Lors de son audition par la commission, le ministre délégué a indiqué que les chiffres alarmants de la violence scolaire devaient conduire à un rappel des règles et à un changement des mentalités et devraient susciter l'organisation d'un débat au Parlement et au sein du système éducatif.

3. La philosophie et les nouvelles dispositions du nouveau plan de prévention de la violence scolaire et de rétablissement de l'autorité à l'école

Les mesures annoncées par le ministre délégué s'inscrivent dans la continuité des plans anti-violence précédents et procèdent d'une nouvelle approche : contrairement au principe fixé par la loi d'orientation sur l'éducation de 1989, le savoir doit être remis au centre du système éducatif, au lieu de l'élève et l'autorité de l'enseignant et des adultes doit être renforcée.

Comme les actes de violence concernent des auteurs de plus en plus jeunes, la politique de prévention doit autant se concentrer sur les écoles primaires que sur les collèges et les lycées, et pas seulement dans les zones difficiles, puisqu'un établissement sur deux signale au moins un incident grave dans l'année, même si les violences graves et répétées se concentrent sur un faible nombre de sites où se superposent les difficultés socio-économiques.

Outre les dispositifs des classes et ateliers relais et de « l'école ouverte », qui seront détaillés plus loin, le ministre prévoit l'exclusion des jeunes majeurs délinquants et violents qui ont épuisé tous les systèmes parallèles sans perspective d'intégration, aussi bien de leur établissement que de l'éducation nationale.

Une variante de l'exclusion temporaire est également envisagée, avec la mise en place de travaux d'intérêt général au sein des établissements, dans des institutions sociales ou des associations.

L'aide aux victimes devrait faire l'objet d'une convention entre l'éducation nationale et l'Institut national d'aides aux victimes et de médiation, un adulte référent sera désigné dans chaque établissement pour suivre individuellement les élèves victimes d'un acte violent et le numéro d'appel SOS-Violence sera déconcentré dans les rectorats.

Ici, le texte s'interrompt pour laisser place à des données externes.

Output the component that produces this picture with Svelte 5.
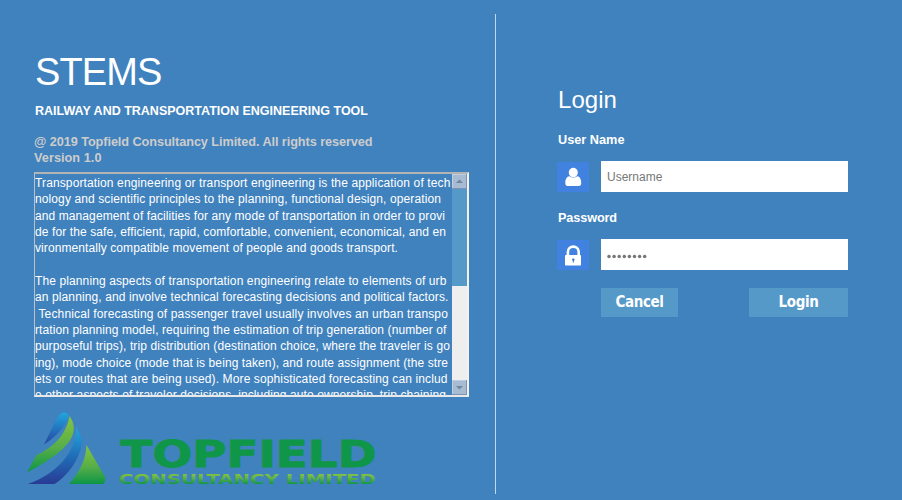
<script>
  const about = [
    ['Transportation engineering or transport engineering is the application of tech', 415.5],
    ['nology and scientific principles to the planning, functional design, operation', 406],
    ['and management of facilities for any mode of transportation in order to provi', 410],
    ['de for the safe, efficient, rapid, comfortable, convenient, economical, and en', 411],
    ['vironmentally compatible movement of people and goods transport.', 363],
    ['', 0],
    ['The planning aspects of transportation engineering relate to elements of urb', 411.5],
    ['an planning, and involve technical forecasting decisions and political factors.', 413.5],
    ['\u00a0Technical forecasting of passenger travel usually involves an urban transpo', 413],
    ['rtation planning model, requiring the estimation of trip generation (number of', 411.5],
    ['purposeful trips), trip distribution (destination choice, where the traveler is go', 415],
    ['ing), mode choice (mode that is being taken), and route assignment (the stre', 413],
    ['ets or routes that are being used). More sophisticated forecasting can includ', 412.5],
    ['e other aspects of traveler decisions, including auto ownership, trip chaining', 411]
  ];

  // Spreads a line of text over the given width.
  function fit(node, width) {
    const n = node.textContent.length;
    if (n > 1) {
      const natural = node.getBoundingClientRect().width;
      node.style.letterSpacing = `${(width - natural) / n}px`;
    }
  }
</script>

<main>
  <section class="info">
    <h1><span use:fit={126.5}>STEMS</span></h1>
    <h2><span use:fit={333}>RAILWAY AND TRANSPORTATION ENGINEERING TOOL</span></h2>
    <p class="copy">
      <span use:fit={338.5}>@ 2019 Topfield Consultancy Limited. All rights reserved</span><br />
      <span use:fit={67.5}>Version 1.0</span>
    </p>
    <div class="box">
      <div class="text">
        {#each about as [line, width]}
          <div class="line"><span use:fit={width}>{line}</span></div>
        {/each}
      </div>
      <div class="bar">
        <div class="arrow"><svg width="15" height="15"><path d="M4 9 L7.5 5.5 L11 9Z" fill="#71869f" /></svg></div>
        <div class="thumb"></div>
        <div class="track"></div>
        <div class="arrow"><svg width="15" height="15"><path d="M4 6 L7.5 9.5 L11 6Z" fill="#71869f" /></svg></div>
      </div>
    </div>
    <svg class="logo" width="360" height="80" viewBox="20 407 360 80">
      <defs>
        <linearGradient id="b1" x1="0" y1="0" x2="0" y2="1"><stop offset="0" stop-color="#20a6de" /><stop offset="1" stop-color="#2845a0" /></linearGradient>
        <linearGradient id="g1" x1="0" y1="0" x2="0" y2="1"><stop offset="0" stop-color="#86c440" /><stop offset=".55" stop-color="#58ae48" /><stop offset="1" stop-color="#0d9647" /></linearGradient>
        <linearGradient id="b2" x1="0" y1="0" x2="0" y2="1"><stop offset="0" stop-color="#20a8e0" /><stop offset=".5" stop-color="#206fb8" /><stop offset="1" stop-color="#283b94" /></linearGradient>
        <linearGradient id="gt" gradientUnits="userSpaceOnUse" x1="0" y1="473" x2="0" y2="484"><stop offset="0" stop-color="#8cc63f" /><stop offset=".4" stop-color="#66b545" /><stop offset="1" stop-color="#109648" /></linearGradient>
      </defs>
      <path d="M44 444.5 C48 437 54 423 59 415.5 C62 411.5 66.5 411.5 69 415.5 C66 426 56 437 44 444.5Z" fill="url(#b1)" />
      <path d="M69.5 416 C73 421 75 427 73 434 C69 446 56 457 27 472.5 L36.5 455 C52 448 66 436 69.5 416Z" fill="url(#g1)" />
      <path d="M76 427 L82 439 C82 456 69 475 54.5 484 L28 484 C56 474 77 452 76 427Z" fill="url(#b2)" />
      <path d="M86.5 445 L105 477 Q106.5 480 103.5 484 L69 484 C79 473 86 460 86.5 445Z" fill="url(#g1)" />
      <text class="brand" x="120.5" y="467" textLength="256" lengthAdjust="spacingAndGlyphs">TOPFIELD</text>
      <text class="sub" x="119" y="484" textLength="257" lengthAdjust="spacingAndGlyphs">CONSULTANCY LIMITED</text>
    </svg>
  </section>

  <div class="divider"></div>

  <section class="login">
    <h3><span use:fit={59}>Login</span></h3>
    <label for="user"><span use:fit={66.5}>User Name</span></label>
    <div class="row">
      <div class="icon">
        <svg width="32" height="30"><ellipse cx="16.3" cy="10.6" rx="4.5" ry="4.9" fill="#fff" /><path d="M8.3 21 C8.3 17 9.8 14.5 12.3 14.3 Q16.3 17.2 20.3 14.3 C22.8 14.5 24.2 17 24.2 21 Q24.2 24 21.8 24 H10.7 Q8.3 24 8.3 21Z" fill="#fff" /></svg>
      </div>
      <input id="user" type="text" placeholder="Username" />
    </div>
    <label for="pass"><span use:fit={59}>Password</span></label>
    <div class="row">
      <div class="icon">
        <svg width="32" height="30"><path d="M10.9 16 V12 C10.9 4.8 21.7 4.8 21.7 12 V16" fill="none" stroke="#fff" stroke-width="2.6" /><rect x="8" y="15" width="16" height="10.5" rx=".8" fill="#fff" /><circle cx="16.3" cy="19.6" r="1.2" fill="#3c6fc0" /><path d="M16.3 20V22.5" stroke="#3c6fc0" stroke-width="1" /></svg>
      </div>
      <div class="field" id="pass">
        <svg width="60" height="31">
          {#each Array(8) as _, i}<circle cx={8 + i * 5.1} cy="17.5" r="1.75" fill="#777" />{/each}
        </svg>
      </div>
    </div>
    <div class="actions">
      <button class="cancel"><span use:fit={48}>Cancel</span></button>
      <button class="go"><span use:fit={40}>Login</span></button>
    </div>
  </section>
</main>

<style>
  :global(body) { margin: 0; }
  main {
    display: flex;
    width: 902px;
    height: 500px;
    overflow: hidden;
    background: #4082be;
    color: #fff;
    font-family: 'Liberation Sans', Arial, sans-serif;
  }
  span { white-space: pre; }
  h1, h2, h3, p { margin: 0; }
  .info { width: 461px; padding-left: 34px; flex: none; }
  h1 { margin: 50px 0 0 1px; height: 44px; font-size: 38px; line-height: 44px; font-weight: 400; }
  h2 { margin: 9px 0 0 1px; font-size: 12.5px; line-height: 16px; height: 16px; }
  .copy { margin-top: 15px; height: 32px; font-size: 12.7px; line-height: 16px; font-weight: 700; color: #ccc; }
  .box {
    box-sizing: border-box;
    display: flex;
    width: 435px;
    height: 225px;
    margin-top: 6px;
    border: 2px solid #fff;
    border-width: 2px 2px 2px 1px;
    border-color: #b4b4b4 #f2f2f2 #e8e8e8 #c0c0c0;
  }
  .text { width: 417px; overflow: hidden; padding-top: 1px; box-sizing: border-box; }
  .line { height: 16.35px; line-height: 16.35px; font-size: 12px; white-space: nowrap; }
  .bar { width: 15px; display: flex; flex-direction: column; background: #eee; }
  .arrow { box-sizing: border-box; width: 15px; height: 15px; background: #a7bbd2; box-shadow: inset -1px -1px #7f93b4, inset 1px 1px #c0cfe0; }
  .arrow svg { display: block; }
  .thumb { height: 97px; background: #5599c8; }
  .track { flex: 1; background: #eee; }
  .logo { display: block; margin: 10px 0 0 -14px; }
  .brand { font-family: 'DejaVu Sans', sans-serif; font-size: 36.5px; font-weight: 700; fill: #109648; stroke: #109648; stroke-width: 0.9; }
  .sub { font-family: 'DejaVu Sans', sans-serif; font-size: 14.5px; font-weight: 700; fill: url(#gt); }
  .divider { width: 1px; height: 480px; margin-top: 14px; background: #bcdaf2; flex: none; }
  .login { padding-left: 61px; width: 291px; flex: none; }
  h3 { margin: 85px 0 0 1px; height: 29px; line-height: 29px; font-size: 24px; font-weight: 400; }
  label { display: block; margin: 18px 0 0 1px; height: 17px; line-height: 17px; font-size: 12.7px; font-weight: 700; }
  .row { display: flex; gap: 12px; margin-top: 12px; height: 31px; }
  .icon { width: 32px; height: 30px; margin-top: 1px; background: #4182e0; }
  .icon svg { display: block; }
  input, .field { box-sizing: border-box; width: 247px; height: 31px; border: 0; padding: 0 0 0 6px; background: #fff; font: 12px 'Liberation Sans', Arial, sans-serif; color: #777; }
  .field { padding: 0; }
  input::placeholder { color: #777; opacity: 1; }
  .actions { display: flex; justify-content: space-between; margin: 18px 0 0 44px; width: 247px; }
  button { border: 0; padding: 0; height: 29px; background: #5599c8; color: #fff; font: 700 15px 'DejaVu Sans Condensed', 'DejaVu Sans', sans-serif; line-height: 29px; }
  .cancel { width: 77px; }
  .go { width: 99px; }
</style>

Les partenariats avec la police, la gendarmerie et la justice seront développés, notamment avec les futurs juges de proximité, en liaison avec le tissu associatif local et les collectivités locales, qui seront désormais représentées dans les conseils de discipline.

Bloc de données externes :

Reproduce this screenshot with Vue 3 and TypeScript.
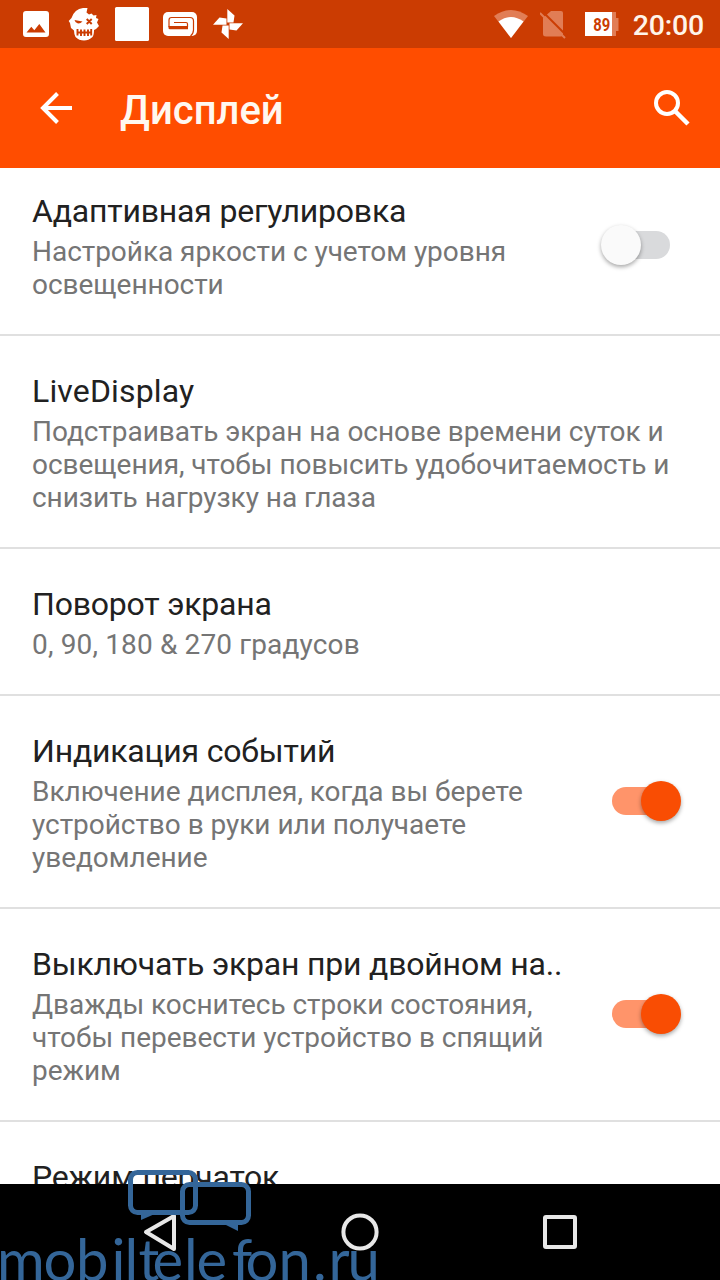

Enfin, dès la rentrée 2003, un contrat de vie scolaire devrait être signé entre l'établissement, l'élève et ses parents et se substituer à la traditionnelle distribution du règlement intérieur ; en outre, les règlements départementaux types à partir desquels sont établis les règlements intérieurs des écoles primaire, seraient revus.

Enfin, comme l'école ne peut seule déterminer l'articulation entre les valeurs du pacte social et les évolutions de la société, un débat parlementaire devrait être organisé début 2003 pour fixer la règle que l'école a vocation à transmettre et à expliquer : à l'issue de ce débat, un livret reprenant les droits et devoirs de chacun des membres de la communauté éducative sera établi.

La philosophie de ce plan se décline dans une série de dispositifs existants ou nouveaux : internats, classes et ateliers relais, dispositif de « l'école ouverte », prévention de l'absentéisme scolaire, centres éducatifs fermés, voire prison...

a) La politique en faveur de l'internat

Les circulaires du 31 juillet 2000 et du 24 avril 2002 précisent les modalités d'un nouveau développement de l'internat qui est aussi de nature à répondre à certaines difficultés des élèves et des familles, voire à prévenir des phénomènes d'absentéisme ou de marginalisation scolaire et sociale.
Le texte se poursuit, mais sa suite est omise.